PROVIDED MATERIAL:
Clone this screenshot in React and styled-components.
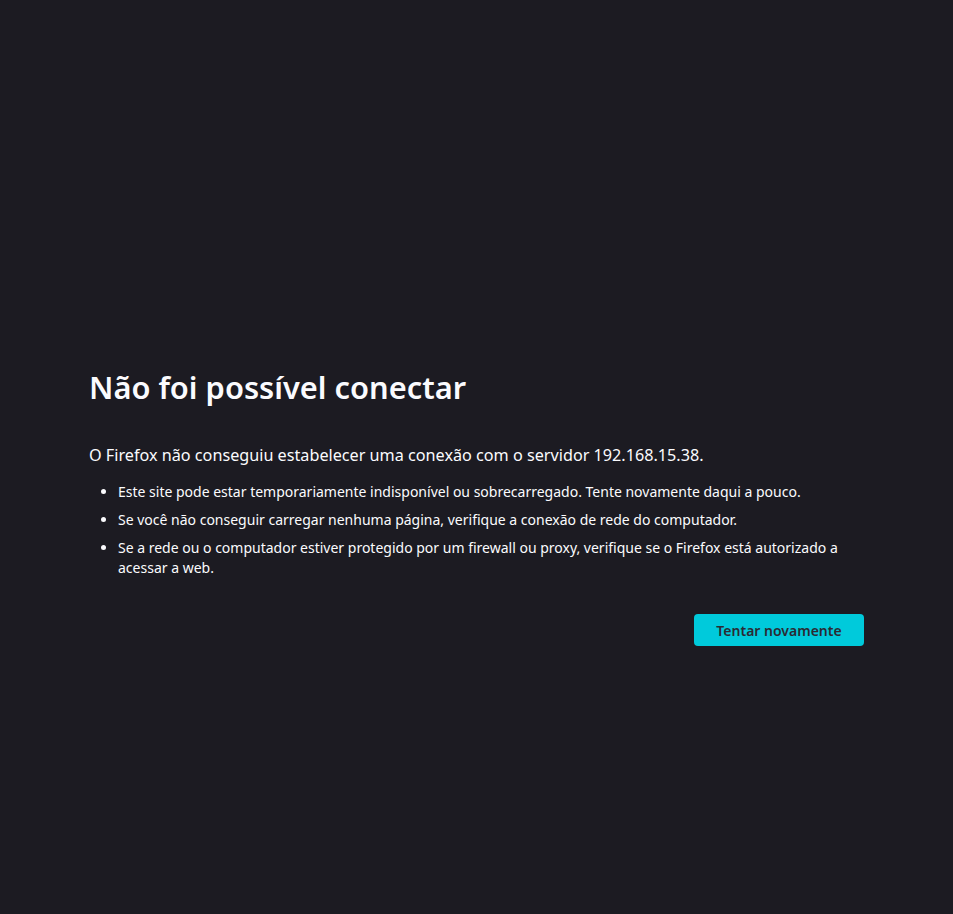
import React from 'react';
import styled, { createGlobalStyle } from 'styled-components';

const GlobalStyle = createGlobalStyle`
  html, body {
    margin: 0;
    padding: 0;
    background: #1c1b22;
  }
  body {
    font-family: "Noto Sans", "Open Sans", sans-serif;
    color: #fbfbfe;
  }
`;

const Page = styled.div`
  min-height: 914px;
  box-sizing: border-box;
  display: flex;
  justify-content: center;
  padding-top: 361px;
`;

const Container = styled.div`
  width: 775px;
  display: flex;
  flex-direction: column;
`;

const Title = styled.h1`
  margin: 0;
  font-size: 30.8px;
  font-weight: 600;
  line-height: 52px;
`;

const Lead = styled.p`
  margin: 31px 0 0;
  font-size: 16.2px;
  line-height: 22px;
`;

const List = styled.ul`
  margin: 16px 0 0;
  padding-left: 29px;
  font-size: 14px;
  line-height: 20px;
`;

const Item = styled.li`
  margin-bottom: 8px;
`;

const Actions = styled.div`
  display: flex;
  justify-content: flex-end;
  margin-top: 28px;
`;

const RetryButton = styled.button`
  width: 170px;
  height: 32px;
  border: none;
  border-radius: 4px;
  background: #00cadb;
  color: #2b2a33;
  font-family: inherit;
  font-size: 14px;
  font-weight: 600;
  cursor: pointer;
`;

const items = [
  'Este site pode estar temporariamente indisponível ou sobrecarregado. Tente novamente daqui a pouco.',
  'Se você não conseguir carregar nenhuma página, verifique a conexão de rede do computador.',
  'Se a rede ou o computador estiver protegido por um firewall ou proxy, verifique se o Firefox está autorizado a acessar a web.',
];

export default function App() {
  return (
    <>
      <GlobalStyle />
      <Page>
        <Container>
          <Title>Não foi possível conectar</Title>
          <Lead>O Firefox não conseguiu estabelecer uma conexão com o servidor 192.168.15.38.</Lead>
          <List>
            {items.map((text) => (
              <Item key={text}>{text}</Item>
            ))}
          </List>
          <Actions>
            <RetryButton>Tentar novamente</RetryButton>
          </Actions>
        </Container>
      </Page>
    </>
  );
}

REQUIRED TASK:
Restate the whole of the material word for word without the pictures.

RESPONSE TO THE TASK:
Clone this screenshot in React and styled-components.
import React from 'react';
import styled, { createGlobalStyle } from 'styled-components';

const GlobalStyle = createGlobalStyle`
  html, body {
    margin: 0;
    padding: 0;
    background: #1c1b22;
  }
  body {
    font-family: "Noto Sans", "Open Sans", sans-serif;
    color: #fbfbfe;
  }
`;

const Page = styled.div`
  min-height: 914px;
  box-sizing: border-box;
  display: flex;
  justify-content: center;
  padding-top: 361px;
`;

const Container = styled.div`
  width: 775px;
  display: flex;
  flex-direction: column;
`;

const Title = styled.h1`
  margin: 0;
  font-size: 30.8px;
  font-weight: 600;
  line-height: 52px;
`;

const Lead = styled.p`
  margin: 31px 0 0;
  font-size: 16.2px;
  line-height: 22px;
`;

const List = styled.ul`
  margin: 16px 0 0;
  padding-left: 29px;
  font-size: 14px;
  line-height: 20px;
`;

const Item = styled.li`
  margin-bottom: 8px;
`;

const Actions = styled.div`
  display: flex;
  justify-content: flex-end;
  margin-top: 28px;
`;

const RetryButton = styled.button`
  width: 170px;
  height: 32px;
  border: none;
  border-radius: 4px;
  background: #00cadb;
  color: #2b2a33;
  font-family: inherit;
  font-size: 14px;
  font-weight: 600;
  cursor: pointer;
`;

const items = [
  'Este site pode estar temporariamente indisponível ou sobrecarregado. Tente novamente daqui a pouco.',
  'Se você não conseguir carregar nenhuma página, verifique a conexão de rede do computador.',
  'Se a rede ou o computador estiver protegido por um firewall ou proxy, verifique se o Firefox está autorizado a acessar a web.',
];

export default function App() {
  return (
    <>
      <GlobalStyle />
      <Page>
        <Container>
          <Title>Não foi possível conectar</Title>
          <Lead>O Firefox não conseguiu estabelecer uma conexão com o servidor 192.168.15.38.</Lead>
          <List>
            {items.map((text) => (
              <Item key={text}>{text}</Item>
            ))}
          </List>
          <Actions>
            <RetryButton>Tentar novamente</RetryButton>
          </Actions>
        </Container>
      </Page>
    </>
  );
}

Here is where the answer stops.